Mohammad Talha

Personal information
- Born: 15 October 1988 (age 37) Faisalabad, Punjab, Pakistan
- Batting: Right-handed
- Bowling: Right-arm fast-medium
- Role: Bowler

International information
- National side: Pakistan (2009–2014);
- Test debut (cap 192): 1 March 2009 v Sri Lanka
- Last Test: 16 January 2014 v Sri Lanka
- ODI debut (cap 197): 2 March 2014 v India
- Last ODI: 8 March 2014 v Sri Lanka
- ODI shirt no.: 99

Domestic team information
- 2007/08–2017/18: Faisalabad
- 2008/09–2010/11: Punjab
- 2008/09–2011/12: National Bank of Pakistan

Career statistics
| Competition | Test | ODI | FC | LA |
| Matches | 4 | 3 | 95 | 73 |
| Runs scored | 34 | 0 | 1,521 | 314 |
| Batting average | 8.50 | 0.00 | 13.82 | 8.97 |
| 100s/50s | 0/0 | 0/0 | 0/6 | 0/0 |
| Top score | 19 | 0 | 76 | 49 |
| Balls bowled | 740 | 122 | 16,345 | 3,629 |
| Wickets | 9 | 4 | 332 | 115 |
| Bowling average | 56.00 | 36.50 | 30.64 | 30.13 |
| 5 wickets in innings | 0 | 0 | 20 | 2 |
| 10 wickets in match | 0 | 0 | 4 | 0 |
| Best bowling | 3/65 | 2/22 | 7/77 | 6/38 |
| Catches/stumpings | 1/– | 0/– | 24/– | 13/– |
- Source: ESPNcricinfo, 8 August 2025

= Mohammad Talha =

Pakistani cricketer

Mohammad Talha (born 15 October 1988) is a Pakistani international cricketer. He is a right-arm fast-medium bowler. He has gained an increasing reputation in Pakistani for quick bowling, eventually leading to his selection for the national squad for the February 2009 test series against Sri Lanka.

==Domestic career==
Though relatively inexperienced, he was first noticed in the 2005 Afro-Asia Cup playing for the Pakistan U-19s, able to extract bounce and sharp burst of speed. However, injuries limited his performance in the following year. His performance in the 2008–09 Quaid-e-Azam Trophy gained him recognition, playing for National Bank of Pakistan. Alongside a fellow young pace newcomer Mohammad Aamer, he gained his first ten-wicket haul against Pakistan Customs, taking 10 for 119 in the match. Halfway through the season, he had 34 wickets in six games.

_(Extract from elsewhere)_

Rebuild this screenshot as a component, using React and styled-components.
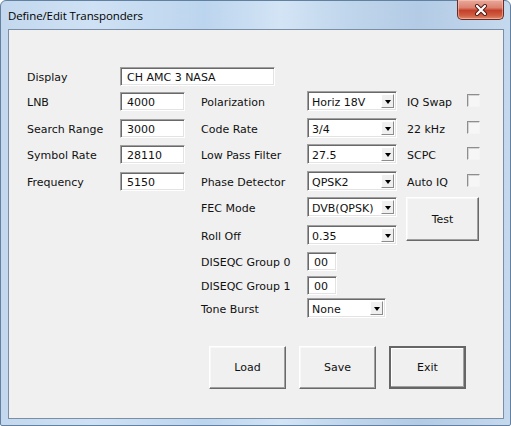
import { Fragment } from "react";
import styled, { createGlobalStyle } from "styled-components";

const GlobalStyle = createGlobalStyle`
  html, body {
    margin: 0;
    padding: 0;
    background: #ffffff;
    overflow: hidden;
  }
`;

const Window = styled.div`
  box-sizing: border-box;
  width: 511px;
  height: 426px;
  display: flex;
  flex-direction: column;
  border: 1px solid #62809f;
  border-radius: 6px 6px 2px 2px;
  background: linear-gradient(
    90deg,
    #c3d8ee 0%,
    #cfe1f4 18%,
    #bcd5ee 40%,
    #d3e4f5 55%,
    #c0d6ec 68%,
    #b3cbe5 82%,
    #c5d9ee 100%
  );
`;

const TitleBar = styled.div`
  height: 28px;
  display: flex;
  align-items: flex-start;
  justify-content: space-between;
  flex-shrink: 0;
`;

const Title = styled.span`
  margin: 7px 0 0 7px;
  font-family: "Open Sans", "Noto Sans", sans-serif;
  font-size: 11.5px;
  color: #000;
  letter-spacing: -0.1px;
`;

const CloseButton = styled.div`
  box-sizing: border-box;
  width: 47px;
  height: 20px;
  margin: -1px 6px 0 0;
  display: flex;
  align-items: center;
  justify-content: center;
  border: 1px solid #6a2b22;
  border-top: none;
  border-radius: 0 0 5px 5px;
  background: linear-gradient(
    180deg,
    #e9a99a 0%,
    #dc8270 40%,
    #c3402a 55%,
    #cf5a3f 80%,
    #e08a6a 100%
  );
  box-shadow: inset 0 0 0 1px rgba(255, 210, 200, 0.5);
`;

const Client = styled.div`
  flex: 1;
  margin: 0 6px 6px 7px;
  border: 1px solid #7a8ea5;
  background: #f0f0f0;
  display: flex;
  flex-direction: column;
  padding: 37px 0 0 18px;
  font-family: "DejaVu Sans", Verdana, sans-serif;
  font-size: 11px;
  color: #111;
`;

const Form = styled.div`
  display: grid;
  grid-template-columns: 93px 65px 16px 106px 89px 11px 60px 13px;
  grid-template-rows: 25px 27px 26px 27px 26px 28px 26px 24px 23px 19px;
  align-items: start;
`;

const Label = styled.div`
  grid-column: ${({ $col }) => $col};
  grid-row: ${({ $row }) => $row};
  height: 19px;
  line-height: 21px;
  white-space: nowrap;
`;

const sunken = `
  box-sizing: border-box;
  border: 1px solid;
  border-color: #a0a0a0 #ffffff #ffffff #a0a0a0;
  box-shadow: inset 1px 1px 0 #696969, inset -1px -1px 0 #e3e3e3;
  background: #ffffff;
`;

const TextBox = styled.div`
  ${sunken}
  grid-column: ${({ $col }) => $col};
  grid-row: ${({ $row }) => $row};
  width: ${({ $w }) => $w}px;
  height: 19px;
  padding-left: 6px;
  line-height: 19px;
  white-space: nowrap;
`;

const Select = styled.div`
  ${sunken}
  grid-column: ${({ $col }) => $col};
  grid-row: ${({ $row }) => $row};
  width: ${({ $w }) => $w}px;
  height: 20px;
  display: flex;
  align-items: stretch;
  padding: 2px;
  margin-top: -1px;
`;

const SelectValue = styled.div`
  flex: 1;
  padding-left: 2px;
  line-height: 17px;
  white-space: nowrap;
  overflow: hidden;
`;

const ArrowButton = styled.div`
  box-sizing: border-box;
  width: 13px;
  display: flex;
  align-items: center;
  justify-content: center;
  background: #f0f0f0;
  border-right: 1px solid #8c8c8c;
  border-bottom: 1px solid #8c8c8c;
  border-top: 1px solid #fff;
  border-left: 1px solid #fff;
`;

const Arrow = styled.div`
  width: 0;
  height: 0;
  border-left: 3.5px solid transparent;
  border-right: 3.5px solid transparent;
  border-top: 4px solid #000;
  margin-top: 1px;
`;

const CheckBox = styled.div`
  box-sizing: border-box;
  grid-column: 8;
  grid-row: ${({ $row }) => $row};
  width: 13px;
  height: 13px;
  margin-top: 2px;
  border-top: 1px solid #8e8e8e;
  border-left: 1px solid #8e8e8e;
  border-right: 1px solid #f4f4f4;
  border-bottom: 1px solid #f4f4f4;
  background: #f6f6f6;
  box-shadow: inset 1px 1px 0 #d4d4d4;
`;

const Button = styled.div`
  box-sizing: border-box;
  width: ${({ $w }) => $w || 77}px;
  height: ${({ $h }) => $h || 43}px;
  display: flex;
  align-items: center;
  justify-content: center;
  background: #f0f0f0;
  border: 1px solid;
  border-color: #ffffff #696969 #696969 #ffffff;
  box-shadow: inset -1px -1px 0 #a0a0a0, inset 1px 1px 0 #f8f8f8;
  ${({ $default }) =>
    $default &&
    `
    border: 2px solid #666666;
    box-shadow: inset -1px -1px 0 #a0a0a0, inset 1px 1px 0 #ffffff;
  `}
`;

const TestCell = styled.div`
  grid-column: 7 / 9;
  grid-row: 6 / 8;
  margin: -1px 0 0 -1px;
`;

const ButtonRow = styled.div`
  display: flex;
  gap: 13px;
  margin: 28px 0 0 182px;
`;

function Combo({ col = 5, row, w = 90, value }) {
  return (
    <Select $col={col} $row={row} $w={w}>
      <SelectValue>{value}</SelectValue>
      <ArrowButton>
        <Arrow />
      </ArrowButton>
    </Select>
  );
}

const leftFields = [
  ["LNB", "4000"],
  ["Search Range", "3000"],
  ["Symbol Rate", "28110"],
  ["Frequency", "5150"],
];

const combos = [
  ["Polarization", "Horiz 18V"],
  ["Code Rate", "3/4"],
  ["Low Pass Filter", "27.5"],
  ["Phase Detector", "QPSK2"],
  ["FEC Mode", "DVB(QPSK)"],
  ["Roll Off", "0.35"],
];

const checks = ["IQ Swap", "22 kHz", "SCPC", "Auto IQ"];

export default function App() {
  return (
    <>
      <GlobalStyle />
      <Window>
        <TitleBar>
          <Title>Define/Edit Transponders</Title>
          <CloseButton>
            <svg width="14" height="12" viewBox="0 0 14 12">
              <path
                d="M3 2 L11 10 M11 2 L3 10"
                stroke="#4a1a14"
                strokeWidth="4"
                strokeLinecap="round"
              />
              <path
                d="M3 2 L11 10 M11 2 L3 10"
                stroke="#ffffff"
                strokeWidth="2.2"
                strokeLinecap="round"
              />
            </svg>
          </CloseButton>
        </TitleBar>
        <Client>
          <Form>
            <Label $col={1} $row={1}>Display</Label>
            <TextBox $col="2 / 6" $row={1} $w={155}>
              CH AMC 3 NASA
            </TextBox>

            {leftFields.map(([label, value], i) => (
              <Fragment key={label}>
                <Label $col={1} $row={i + 2}>{label}</Label>
                <TextBox $col={2} $row={i + 2} $w={65}>{value}</TextBox>
              </Fragment>
            ))}

            {combos.map(([label, value], i) => (
              <Fragment key={label}>
                <Label $col={4} $row={i + 2}>{label}</Label>
                <Combo row={i + 2} value={value} />
              </Fragment>
            ))}

            <Label $col={4} $row={8}>DISEQC Group 0</Label>
            <TextBox $col={5} $row={8} $w={30}>00</TextBox>
            <Label $col={4} $row={9}>DISEQC Group 1</Label>
            <TextBox $col={5} $row={9} $w={30}>00</TextBox>
            <Label $col={4} $row={10}>Tone Burst</Label>
            <Combo row={10} w={79} value="None" />

            {checks.map((label, i) => (
              <Fragment key={label}>
                <Label $col={7} $row={i + 2}>{label}</Label>
                <CheckBox $row={i + 2} />
              </Fragment>
            ))}

            <TestCell>
              <Button $w={73} $h={44}>Test</Button>
            </TestCell>
          </Form>
          <ButtonRow>
            <Button>Load</Button>
            <Button>Save</Button>
            <Button $default>Exit</Button>
          </ButtonRow>
        </Client>
      </Window>
    </>
  );
}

He worked extensively with Aaqib Javaid at the National Cricket Academy based in Karachi, where he slightly re-modified his action to avoid persistent injuries. Javaid said of Talha that he believed him to be close to national team selection and that he was the fastest bowler in Pakistan after Shoaib Akhtar.

In an interview, Talha commented on his desire to be known as a genuine fast bowler and to represent Pakistan at the highest level, "I want to be a 145kp/h+ bowler. I don't want to get slower, I just want to get faster and faster."

In the home test series against Sri Lanka in 2009, he was chosen for the 15-man squad for both the first and second test. For the first test he was overlooked for pacemen Sohail Khan and all-rounder Yasir Arafat.

==Early career and personal life==

Talha grew up in Faisalabad, where he began playing tape ball cricket, encouraged by his elder brother. Talha has a daughter named Rumaan and lives in Hajia Bad. He received his early education from the Government School in Hajia Bab. In 2003, he went for the Under-16s trial in the Faisalabad region and was selected but admits to not having the stamina at the time for longer version of the game. He has said that, like many young Pakistani bowlers of the current era, Wasim Akram and Waqar Younis were his cricketing idols whilst growing up and also added that Brett Lee was also someone he tried to learn from. He has modeled his bowling action on that Lee's.

==International career==

Talha made his test debut against Sri Lanka on 1 March 2009. Although he failed to impress after bowling 17 overs, he gave away 88 runs and took the wicket of M. Muralitharan, who was batting at number 9. The match was cancelled due to an attack on the Sri Lankan team. He was recalled to the Pakistan team in 2014 to play again against Sri Lanka. This time, he bowled brilliantly and took wickets in both innings. He made his ODI debut against India and bowled well, taking 2 for 22 in 7 overs. In the next two games, he gave away 1–68 in 7 overs against Bangladesh and 1–56 in 6.2 overs against Sri Lanka in the final. He was a part of Pakistan's 2014 ICC World Twenty 20 tournament squad but had to sit on the bench during the whole tournament.